CB smallThe office encounter with a doctor can be a turning point in a person’s life. At 1pm you consider yourself a healthy person – concerned about children, mortgage, or your golf game – but by 2pm, a new diagnosis, disease, or novel problem requires your attention.

What happened between 1pm and 2pm? An appointment with your doctor took place.

During an office visit, you often have several important discussions with your doctor and other health staff. A visit can be a life-changing event, but patients and doctors can do several things to ensure a visit goes smoothly.

Preparing in Advance

For both patient and doctor, it is important to come to the meeting prepared in advance. For the doctor, this means reading the past medical record and becoming familiar with information that may have been forwarded from other physicians. For the patient “being prepared” means coming to the appointment with a clear understanding of the following:

  1. Purpose of the visit
  2. What information you want to convey
  3. What you want to learn

For the office visit to achieve your goals, preparing an organized written list in advance is useful. An organized, written account helps the doctor (and you) so that you do not forget issues of importance and find yourself calling the office later to relay other details. This list should include:

  1. All current medications and doses
  2. A summary of past major medical events – by relevance to current visit or listed chronologically
  3. An outline of the current complaint (What is the exact complaint? When did it start?
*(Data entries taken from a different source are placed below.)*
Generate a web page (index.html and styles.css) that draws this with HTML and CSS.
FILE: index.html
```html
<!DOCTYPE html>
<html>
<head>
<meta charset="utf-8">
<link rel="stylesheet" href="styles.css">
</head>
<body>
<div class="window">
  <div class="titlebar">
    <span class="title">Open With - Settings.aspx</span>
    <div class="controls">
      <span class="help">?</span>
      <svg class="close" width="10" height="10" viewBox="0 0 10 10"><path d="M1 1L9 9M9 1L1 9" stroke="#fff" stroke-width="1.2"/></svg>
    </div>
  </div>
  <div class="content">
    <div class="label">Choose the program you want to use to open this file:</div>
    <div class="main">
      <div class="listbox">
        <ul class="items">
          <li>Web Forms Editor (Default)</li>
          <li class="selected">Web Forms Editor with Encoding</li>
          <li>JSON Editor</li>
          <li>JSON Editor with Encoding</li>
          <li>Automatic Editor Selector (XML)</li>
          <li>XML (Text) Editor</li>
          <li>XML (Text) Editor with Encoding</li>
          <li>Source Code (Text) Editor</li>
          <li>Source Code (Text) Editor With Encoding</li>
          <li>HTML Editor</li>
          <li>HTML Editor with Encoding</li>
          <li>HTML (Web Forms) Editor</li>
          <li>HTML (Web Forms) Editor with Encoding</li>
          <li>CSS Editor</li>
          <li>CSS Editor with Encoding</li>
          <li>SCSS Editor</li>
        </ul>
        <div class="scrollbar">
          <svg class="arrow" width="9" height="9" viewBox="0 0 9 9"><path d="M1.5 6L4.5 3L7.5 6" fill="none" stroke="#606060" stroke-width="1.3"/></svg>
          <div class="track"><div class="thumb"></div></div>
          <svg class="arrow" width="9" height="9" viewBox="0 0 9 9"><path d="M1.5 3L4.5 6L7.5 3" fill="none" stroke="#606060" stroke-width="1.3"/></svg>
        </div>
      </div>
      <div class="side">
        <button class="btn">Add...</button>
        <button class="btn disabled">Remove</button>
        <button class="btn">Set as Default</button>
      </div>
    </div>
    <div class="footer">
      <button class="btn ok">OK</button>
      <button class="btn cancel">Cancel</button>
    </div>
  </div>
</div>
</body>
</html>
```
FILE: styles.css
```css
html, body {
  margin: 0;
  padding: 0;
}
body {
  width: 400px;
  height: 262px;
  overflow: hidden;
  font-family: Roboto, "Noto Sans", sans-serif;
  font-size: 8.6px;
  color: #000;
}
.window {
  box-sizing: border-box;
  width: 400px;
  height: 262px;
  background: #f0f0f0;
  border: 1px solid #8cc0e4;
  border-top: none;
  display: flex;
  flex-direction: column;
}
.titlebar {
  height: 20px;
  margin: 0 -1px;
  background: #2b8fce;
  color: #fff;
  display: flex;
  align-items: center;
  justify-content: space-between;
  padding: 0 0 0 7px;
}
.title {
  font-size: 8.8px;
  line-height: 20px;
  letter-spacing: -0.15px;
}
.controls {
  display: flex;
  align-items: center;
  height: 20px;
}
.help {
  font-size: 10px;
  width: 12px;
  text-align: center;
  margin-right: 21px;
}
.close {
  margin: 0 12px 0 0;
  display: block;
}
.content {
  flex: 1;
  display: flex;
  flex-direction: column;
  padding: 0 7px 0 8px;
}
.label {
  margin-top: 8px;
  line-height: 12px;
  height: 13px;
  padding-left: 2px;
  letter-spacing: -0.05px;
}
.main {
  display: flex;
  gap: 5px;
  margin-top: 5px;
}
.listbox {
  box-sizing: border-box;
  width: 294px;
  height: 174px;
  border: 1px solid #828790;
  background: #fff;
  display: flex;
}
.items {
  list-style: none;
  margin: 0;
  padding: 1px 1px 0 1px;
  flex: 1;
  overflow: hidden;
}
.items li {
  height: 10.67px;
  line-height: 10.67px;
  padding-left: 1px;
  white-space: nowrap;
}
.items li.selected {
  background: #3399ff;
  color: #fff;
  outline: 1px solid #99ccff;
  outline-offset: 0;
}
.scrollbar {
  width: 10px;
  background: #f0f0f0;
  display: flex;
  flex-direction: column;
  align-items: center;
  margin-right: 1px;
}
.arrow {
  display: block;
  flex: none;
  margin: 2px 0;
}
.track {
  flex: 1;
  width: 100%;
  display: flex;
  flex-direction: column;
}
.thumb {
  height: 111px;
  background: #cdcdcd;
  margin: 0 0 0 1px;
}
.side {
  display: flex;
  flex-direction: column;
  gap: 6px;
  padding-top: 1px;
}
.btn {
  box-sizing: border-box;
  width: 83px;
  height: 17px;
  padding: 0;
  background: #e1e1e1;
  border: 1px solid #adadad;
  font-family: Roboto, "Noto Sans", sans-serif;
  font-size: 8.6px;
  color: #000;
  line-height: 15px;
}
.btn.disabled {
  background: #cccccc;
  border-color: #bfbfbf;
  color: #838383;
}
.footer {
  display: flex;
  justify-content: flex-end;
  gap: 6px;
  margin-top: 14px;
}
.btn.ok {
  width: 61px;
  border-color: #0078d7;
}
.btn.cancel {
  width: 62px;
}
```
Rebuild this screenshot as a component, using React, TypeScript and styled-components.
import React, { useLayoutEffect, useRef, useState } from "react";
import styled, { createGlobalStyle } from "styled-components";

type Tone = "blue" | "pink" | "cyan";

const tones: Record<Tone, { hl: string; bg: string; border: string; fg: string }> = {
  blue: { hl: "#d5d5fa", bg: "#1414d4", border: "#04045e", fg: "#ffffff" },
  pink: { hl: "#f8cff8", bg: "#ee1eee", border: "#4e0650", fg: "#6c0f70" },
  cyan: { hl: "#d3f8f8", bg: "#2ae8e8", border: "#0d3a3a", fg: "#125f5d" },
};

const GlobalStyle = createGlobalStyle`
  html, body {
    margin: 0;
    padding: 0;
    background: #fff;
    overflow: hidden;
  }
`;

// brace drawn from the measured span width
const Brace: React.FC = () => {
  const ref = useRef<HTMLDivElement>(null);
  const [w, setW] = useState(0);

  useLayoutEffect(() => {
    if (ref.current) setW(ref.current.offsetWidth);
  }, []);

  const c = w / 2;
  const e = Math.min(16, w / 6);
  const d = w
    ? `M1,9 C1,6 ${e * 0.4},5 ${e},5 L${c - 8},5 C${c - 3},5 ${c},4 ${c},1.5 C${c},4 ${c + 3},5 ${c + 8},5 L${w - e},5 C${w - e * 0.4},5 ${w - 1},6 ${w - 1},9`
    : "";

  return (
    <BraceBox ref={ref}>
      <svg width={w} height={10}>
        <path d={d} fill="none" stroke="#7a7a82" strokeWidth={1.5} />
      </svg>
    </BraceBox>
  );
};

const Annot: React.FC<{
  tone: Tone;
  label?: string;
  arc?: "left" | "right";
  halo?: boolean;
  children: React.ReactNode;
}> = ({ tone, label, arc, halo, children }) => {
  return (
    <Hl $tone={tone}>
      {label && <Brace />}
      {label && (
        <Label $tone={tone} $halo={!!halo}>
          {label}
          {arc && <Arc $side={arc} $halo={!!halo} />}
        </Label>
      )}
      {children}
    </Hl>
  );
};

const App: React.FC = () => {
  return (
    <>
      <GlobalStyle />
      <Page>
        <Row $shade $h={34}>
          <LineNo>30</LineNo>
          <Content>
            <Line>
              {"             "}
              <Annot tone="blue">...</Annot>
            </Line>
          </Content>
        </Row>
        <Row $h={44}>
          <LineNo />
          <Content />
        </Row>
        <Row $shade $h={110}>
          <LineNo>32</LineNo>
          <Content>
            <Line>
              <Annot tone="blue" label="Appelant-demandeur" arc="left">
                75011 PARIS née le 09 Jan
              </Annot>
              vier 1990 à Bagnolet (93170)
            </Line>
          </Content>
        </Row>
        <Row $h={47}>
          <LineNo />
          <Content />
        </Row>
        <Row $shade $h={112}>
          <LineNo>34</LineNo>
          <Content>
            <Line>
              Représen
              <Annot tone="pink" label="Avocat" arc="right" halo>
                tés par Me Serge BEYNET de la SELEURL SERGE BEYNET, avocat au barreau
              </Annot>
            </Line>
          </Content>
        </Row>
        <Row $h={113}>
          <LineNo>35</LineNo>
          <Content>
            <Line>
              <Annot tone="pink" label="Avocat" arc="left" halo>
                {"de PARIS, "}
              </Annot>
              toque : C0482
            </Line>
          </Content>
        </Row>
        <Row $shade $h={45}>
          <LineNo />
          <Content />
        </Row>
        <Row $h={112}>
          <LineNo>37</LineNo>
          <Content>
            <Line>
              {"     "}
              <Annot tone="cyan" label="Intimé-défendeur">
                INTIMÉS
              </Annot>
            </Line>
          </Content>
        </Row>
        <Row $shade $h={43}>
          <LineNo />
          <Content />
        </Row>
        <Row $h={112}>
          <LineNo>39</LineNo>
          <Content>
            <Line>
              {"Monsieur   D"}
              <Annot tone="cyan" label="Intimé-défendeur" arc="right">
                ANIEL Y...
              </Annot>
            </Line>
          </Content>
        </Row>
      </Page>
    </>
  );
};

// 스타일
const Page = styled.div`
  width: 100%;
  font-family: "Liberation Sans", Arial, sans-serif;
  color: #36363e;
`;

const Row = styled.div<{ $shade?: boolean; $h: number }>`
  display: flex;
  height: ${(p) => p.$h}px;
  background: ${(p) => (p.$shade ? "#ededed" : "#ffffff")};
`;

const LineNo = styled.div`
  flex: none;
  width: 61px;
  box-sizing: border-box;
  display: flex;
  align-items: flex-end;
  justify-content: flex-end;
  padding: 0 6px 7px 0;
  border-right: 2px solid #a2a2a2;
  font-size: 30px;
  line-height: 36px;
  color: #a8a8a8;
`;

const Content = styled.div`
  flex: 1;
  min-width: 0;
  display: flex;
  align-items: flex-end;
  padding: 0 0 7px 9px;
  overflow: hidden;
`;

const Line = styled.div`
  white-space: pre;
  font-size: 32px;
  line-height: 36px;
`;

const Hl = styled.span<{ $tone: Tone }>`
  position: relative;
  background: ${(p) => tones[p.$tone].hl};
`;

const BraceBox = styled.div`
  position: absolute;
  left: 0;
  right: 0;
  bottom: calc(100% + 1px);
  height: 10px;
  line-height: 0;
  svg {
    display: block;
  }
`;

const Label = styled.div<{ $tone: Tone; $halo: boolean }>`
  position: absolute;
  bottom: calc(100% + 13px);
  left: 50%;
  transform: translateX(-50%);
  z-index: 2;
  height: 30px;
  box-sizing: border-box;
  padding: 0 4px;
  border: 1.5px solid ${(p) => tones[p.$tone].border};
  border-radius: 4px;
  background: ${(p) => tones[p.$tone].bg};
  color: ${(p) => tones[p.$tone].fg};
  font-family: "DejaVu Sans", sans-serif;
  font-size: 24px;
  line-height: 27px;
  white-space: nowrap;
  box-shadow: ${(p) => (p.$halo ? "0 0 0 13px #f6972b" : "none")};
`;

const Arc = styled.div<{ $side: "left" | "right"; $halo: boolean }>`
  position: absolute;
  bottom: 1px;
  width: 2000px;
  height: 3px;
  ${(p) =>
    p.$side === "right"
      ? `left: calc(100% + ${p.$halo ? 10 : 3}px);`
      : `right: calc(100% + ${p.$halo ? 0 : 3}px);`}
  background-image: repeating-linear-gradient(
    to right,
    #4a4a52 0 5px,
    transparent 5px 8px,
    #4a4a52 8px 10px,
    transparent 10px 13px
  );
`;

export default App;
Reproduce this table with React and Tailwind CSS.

How often does it occur? Is it ongoing?)
  4. Any other issues of importance

What to Avoid

It is important to come prepared for your discussion with your doctor, but at the same time, it is also important to avoid certain statements. For example, it is a mistake to begin the office visit by telling the doctor that you need “a different medication to treat angina.” This lets the doctor “off the hook” and presents the busy physician with the opportunity to simply take your word for it, prescribe a new antianginal medication, and be done with the visit. The patient should aim to describe the symptom or complaint in his own words without attaching a medical label or diagnosis. Let the doctor do his own work and figure this out by asking more questions and probing the history for clues.

The patient must also avoid perpetuating possible errors of past doctors. This is especially important when meeting a new doctor for a consultation. A new symptom and/or consultation requires an open mind. With this approach, you engage the doctor to evaluate your unique complaints and circumstances and thereby help assure that you will receive better medical care.